If the game has changed, who you gonna call?
Sometimes, the need for up-scaling capacity is part of a long term strategy, the talk of the boardroom for years before the wheels of growth are set in motion. Other times, the need for extra capacity arrives suddenly, only half-expectedly, like bloated charcoal rainclouds or a thief in the night…

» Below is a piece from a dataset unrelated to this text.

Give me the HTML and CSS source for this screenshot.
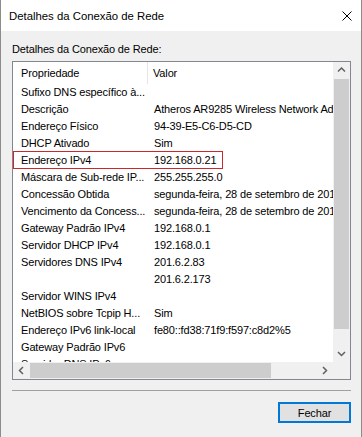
FILE: index.html
```html
<!DOCTYPE html>
<html lang="pt-BR">
<head>
  <meta charset="UTF-8">
  <title>Detalhes da Conexão de Rede</title>
  <link rel="stylesheet" href="styles.css">
</head>
<body>
  <div class="window">
    <div class="titlebar">
      <span class="title">Detalhes da Conexão de Rede</span>
      <svg class="close" width="10" height="10" viewBox="0 0 10 10">
        <path d="M0.5 0.5 L9.5 9.5 M9.5 0.5 L0.5 9.5" stroke="#000" stroke-width="1" fill="none"/>
      </svg>
    </div>

    <div class="content">
      <div class="caption">Detalhes da Conexão de Rede:</div>

      <div class="listbox">
        <div class="list">
          <div class="head">
            <div class="c1">Propriedade</div>
            <div class="c2">Valor</div>
          </div>
          <div class="row"><div class="c1">Sufixo DNS específico à...</div><div class="c2"></div></div>
          <div class="row"><div class="c1">Descrição</div><div class="c2">Atheros AR9285 Wireless Network Adapter</div></div>
          <div class="row"><div class="c1">Endereço Físico</div><div class="c2">94-39-E5-C6-D5-CD</div></div>
          <div class="row"><div class="c1">DHCP Ativado</div><div class="c2">Sim</div></div>
          <div class="row marked"><div class="c1">Endereço IPv4</div><div class="c2">192.168.0.21</div><span class="mark"></span></div>
          <div class="row"><div class="c1">Máscara de Sub-rede IP...</div><div class="c2">255.255.255.0</div></div>
          <div class="row"><div class="c1">Concessão Obtida</div><div class="c2">segunda-feira, 28 de setembro de 2015 09:12:40</div></div>
          <div class="row"><div class="c1">Vencimento da Concess...</div><div class="c2">segunda-feira, 28 de setembro de 2015 12:12:40</div></div>
          <div class="row"><div class="c1">Gateway Padrão IPv4</div><div class="c2">192.168.0.1</div></div>
          <div class="row"><div class="c1">Servidor DHCP IPv4</div><div class="c2">192.168.0.1</div></div>
          <div class="row"><div class="c1">Servidores DNS IPv4</div><div class="c2">201.6.2.83</div></div>
          <div class="row"><div class="c1"></div><div class="c2">201.6.2.173</div></div>
          <div class="row"><div class="c1">Servidor WINS IPv4</div><div class="c2"></div></div>
          <div class="row"><div class="c1">NetBIOS sobre Tcpip H...</div><div class="c2">Sim</div></div>
          <div class="row"><div class="c1">Endereço IPv6 link-local</div><div class="c2">fe80::fd38:71f9:f597:c8d2%5</div></div>
          <div class="row"><div class="c1">Gateway Padrão IPv6</div><div class="c2"></div></div>
          <div class="row"><div class="c1">Servidor DNS IPv6</div><div class="c2"></div></div>
        </div>

        <div class="vscroll">
          <div class="sbtn">
            <svg width="17" height="17" viewBox="0 0 17 17"><polyline points="5,9.5 8.5,6 12,9.5" stroke="#606060" stroke-width="1.5" fill="none"/></svg>
          </div>
          <div class="vthumb"></div>
          <div class="vtrack"></div>
          <div class="sbtn">
            <svg width="17" height="17" viewBox="0 0 17 17"><polyline points="5,7 8.5,10.5 12,7" stroke="#606060" stroke-width="1.5" fill="none"/></svg>
          </div>
        </div>

        <div class="hscroll">
          <div class="sbtn">
            <svg width="17" height="17" viewBox="0 0 17 17"><polyline points="10,5 6.5,8.5 10,12" stroke="#606060" stroke-width="1.5" fill="none"/></svg>
          </div>
          <div class="hthumb"></div>
          <div class="htrack"></div>
          <div class="sbtn">
            <svg width="17" height="17" viewBox="0 0 17 17"><polyline points="7,5 10.5,8.5 7,12" stroke="#606060" stroke-width="1.5" fill="none"/></svg>
          </div>
        </div>
        <div class="corner"></div>
      </div>

      <div class="sep"></div>

      <div class="actions">
        <button class="btn">Fechar</button>
      </div>
    </div>
  </div>
</body>
</html>
```

FILE: styles.css
```css
html, body { margin: 0; padding: 0; overflow: hidden; }
body {
  font-family: "Liberation Sans", Arial, sans-serif;
  font-size: 11px; letter-spacing: -0.15px; color: #000;
  background-color: #f0f0f0;
}
.window {
  width: 362px; height: 437px; box-sizing: border-box;
  border: 1px solid #8c8c8c; border-top: none; border-bottom: none;
  background-color: #f0f0f0;
}
.titlebar {
  height: 31px; background-color: #fff;
  display: flex; align-items: center; justify-content: space-between;
  padding: 0 9px 0 8px;
}
.title { font-size: 11.35px; letter-spacing: 0; }
.close { display: block; }

.content { padding: 10px 10px 0 11px; }
.caption { line-height: 16px; margin-bottom: 4px; }

.listbox {
  border: 1px solid #828790; background-color: #fff;
  display: grid; grid-template-columns: 320px 17px; grid-template-rows: 300px 17px;
}
.list { overflow: hidden; background-color: #fff; }
.head, .row { display: flex; white-space: nowrap; }
.head { height: 22px; line-height: 22px; }
.row { height: 17px; line-height: 17px; position: relative; }
.c1 { flex: none; width: 135px; box-sizing: border-box; padding-left: 8px; overflow: hidden; }
.c2 { flex: none; padding-left: 6px; }
.head .c1 { border-right: 1px solid #e5e5e5; }
.head .c2 { padding-left: 5px; }
.mark {
  position: absolute; left: 0; top: -1px; width: 210px; height: 18px;
  box-sizing: border-box; border: 1px solid #c8282e;
}

.vscroll, .hscroll, .corner { background-color: #f0f0f0; }
.vscroll { display: flex; flex-direction: column; }
.hscroll { display: flex; }
.sbtn { width: 17px; height: 17px; flex: none; }
.sbtn svg { display: block; }
.vthumb { height: 250px; margin: 0 1px; background-color: #cdcdcd; }
.vtrack { flex: 1; }
.hthumb { width: 241px; margin: 1px 0; background-color: #cdcdcd; }
.htrack { flex: 1; }

.sep { margin-top: 10px; height: 1px; background-color: #a0a0a0; }
.actions { display: flex; justify-content: flex-end; margin-top: 11px; }
.btn {
  width: 73px; height: 21px; padding: 0; box-sizing: border-box;
  border: 2px solid #0078d7; background-color: #e1e1e1;
  font-family: inherit; font-size: 11px; letter-spacing: -0.15px; color: #000;
}
```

We’ll get onto how outsourcing can quickly solve the flooding insurance crisis in a moment. But a major problem with thieves in the night: all too often it’s the same bloke. A Google search for “reoffending rates” reveals, of the top four pages, three are news stories headlined thus:
Nov 2010: Guardian: Reoffending Rates Top 70% in some prisons
May 2012: BBC News: Reoffending Rates Reach Record Level
Jan 2013: Independent: Reoffending Rate Increases
Granted, that’s a very quick and dirty assessment, but it sure paints a sorry picture…no wonder the private sector has been drafted in to have a crack at re-aligning recidivists with the straight and narrow. Privatising probation services might not cut reoffending, but even flattening out the reoffending growth rate would help us rest easier in our beds, and adding capacity to ensure lags who served short sentences also take part in probation schemes is a good idea - those guys should be easier to reform, surely?

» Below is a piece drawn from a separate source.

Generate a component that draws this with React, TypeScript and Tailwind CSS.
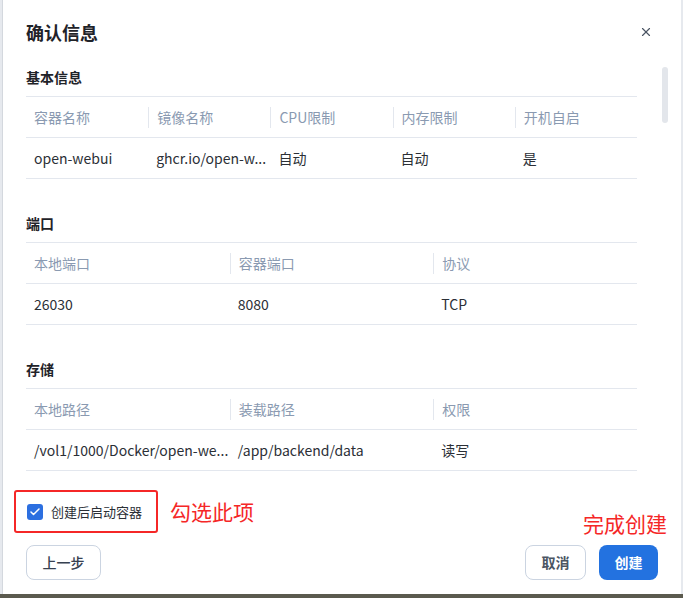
import { X, Check } from 'lucide-react';

type Table = { heads: string[]; rows: string[][] };

const sections: { title: string; table: Table }[] = [
  {
    title: '基本信息',
    table: {
      heads: ['容器名称', '镜像名称', 'CPU限制', '内存限制', '开机自启'],
      rows: [['open-webui', 'ghcr.io/open-w...', '自动', '自动', '是']],
    },
  },
  {
    title: '端口',
    table: {
      heads: ['本地端口', '容器端口', '协议'],
      rows: [['26030', '8080', 'TCP']],
    },
  },
  {
    title: '存储',
    table: {
      heads: ['本地路径', '装载路径', '权限'],
      rows: [['/vol1/1000/Docker/open-we...', '/app/backend/data', '读写']],
    },
  },
];

function InfoTable({ table }: { table: Table }) {
  return (
    <div className="border-t border-[#e3e7ee]">
      <div className="flex h-[41px] items-center border-b border-[#e3e7ee]">
        {table.heads.map((h, i) => (
          <div key={h} className="flex h-[21px] flex-1 min-w-0 items-center">
            {i > 0 && <div className="h-full w-px bg-[#e3e7ee]" />}
            <span className="whitespace-nowrap pl-2 text-[14px] text-[#8a9ab1]">{h}</span>
          </div>
        ))}
      </div>
      {table.rows.map((r, ri) => (
        <div key={ri} className="flex h-[41px] items-center border-b border-[#e3e7ee]">
          {r.map((c, i) => (
            <div key={i} className="flex-1 min-w-0 pl-2 pr-1">
              <div className="whitespace-nowrap text-[14px] text-[#2b2f36]">{c}</div>
            </div>
          ))}
        </div>
      ))}
    </div>
  );
}

export default function App() {
  return (
    <div
      className="h-[598px] w-[683px] overflow-hidden bg-[#5b5a4e]"
      style={{ fontFamily: '"Noto Sans CJK SC", "Noto Sans", sans-serif' }}
    >
      <div className="flex h-[594px] bg-[#e6e9ee]">
        <div className="relative ml-[2px] mr-[2px] flex h-full flex-1 flex-col border-l border-[#d4d8de] bg-white">
          {/* header */}
          <div className="flex h-[64px] items-center justify-between pl-[23px] pr-[28px]">
            <h1 className="text-[18px] font-bold text-[#1f2329]">确认信息</h1>
            <X className="size-[14px] text-[#4b5563]" strokeWidth={2} />
          </div>

          {/* scroll body */}
          <div className="relative h-[416px] overflow-hidden pl-[23px] pr-[44px]">
            <div className="absolute right-[13px] top-[3px] h-[56px] w-[6px] rounded-full bg-[#e3e6eb]" />
            {sections.map((s, i) => (
              <div key={s.title} className={i === 0 ? 'pt-[3px]' : 'pt-[34px]'}>
                <h2 className="mb-[9px] h-5 text-[14px] font-bold leading-5 text-[#1f2329]">{s.title}</h2>
                <InfoTable table={s.table} />
              </div>
            ))}
          </div>

          {/* checkbox row */}
          <div className="flex h-[63px] items-center pl-[11px]">
            <div className="flex h-[43px] w-[144px] items-center rounded-[3px] border-2 border-[#f52727] pl-[11px]">
              <span className="flex size-4 items-center justify-center rounded-[3px] bg-[#2c6fe0]">
                <Check className="size-3 text-white" strokeWidth={3} />
              </span>
              <span className="ml-2 text-[13px] text-[#2b2f36]">创建后启动容器</span>
            </div>
            <span className="ml-[12px] text-[21px] leading-none text-[#f52727]">勾选此项</span>
          </div>

          <span className="absolute right-[14px] top-[513px] text-[21px] leading-none text-[#f52727]">完成创建</span>

          {/* footer */}
          <div className="flex items-center justify-between pl-[23px] pr-[23px] pt-[2px]">
            <button className="h-[35px] w-[75px] rounded-lg border border-[#cbd4e1] text-[14px] font-medium text-[#374151]">
              上一步
            </button>
            <div className="flex gap-[13px]">
              <button className="h-[35px] w-[61px] rounded-lg border border-[#cbd4e1] text-[14px] font-bold text-[#4b5563]">
                取消
              </button>
              <button className="h-[35px] w-[59px] rounded-lg bg-[#2372e0] text-[14px] font-bold text-white">
                创建
              </button>
            </div>
          </div>
        </div>
      </div>
    </div>
  );
}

Of course, it’s a wider issue than the probation service can tackle alone. What happens in jail, in terms of education and reducing drug dependency and alcohol abuse is vital. Society’s acceptance of rehabilitated offenders needs considerable work too. But if any option is equipped to take an objective, proactive look into an underperforming system, improve accountability, collect the right data and find ways to improve skills and processes, it’s outsourcing. So hats off to the government for daring to explore other avenues towards righting a serious societal problem.
The other big problem at the moment where the government needs an outsourced helping hand is flooding. There needs to be serious infrastructure investment, because we are calamitously under prepared every time rivers swell up. And in the meantime, for all those people anxiously waiting on insurance claims, how about a bit of plug-and-play BPO support, to build capacity and broaden the bottlenecks?
Tell the insurance companies that Mr Cameron, when you sit down to critique their sluggishness in getting compensation to those in desperate need.
The third news item that screams “Outsourcing to the Rescue” is one from Australia, where Sensis, the company that produces the Yellow Pages, has shed 800 jobs as it restructures to be more suited to a digital world. Because capacity doesn’t just expand or recede - it morphs and shape-shifts to adapt to customer needs. And if business leaders are in fear of ‘doing a Woolworths’, their antiquated offering getting consigned to a bygone era, then rightsizing and skilling-up by offshoring work to The Philippines and India shouldn’t be seen 800 jobs gone, but 2000 Australian jobs saved. And with unemployment on the rise in Oz, daring decisions that protect jobs should be respected, not decried.
Moving with the times, rolling with the punches and finding innovative ways to satisfy your customers are often something an organisation doesn’t feel equipped to go it alone. At times like these, outsourcing can step in and be the hero.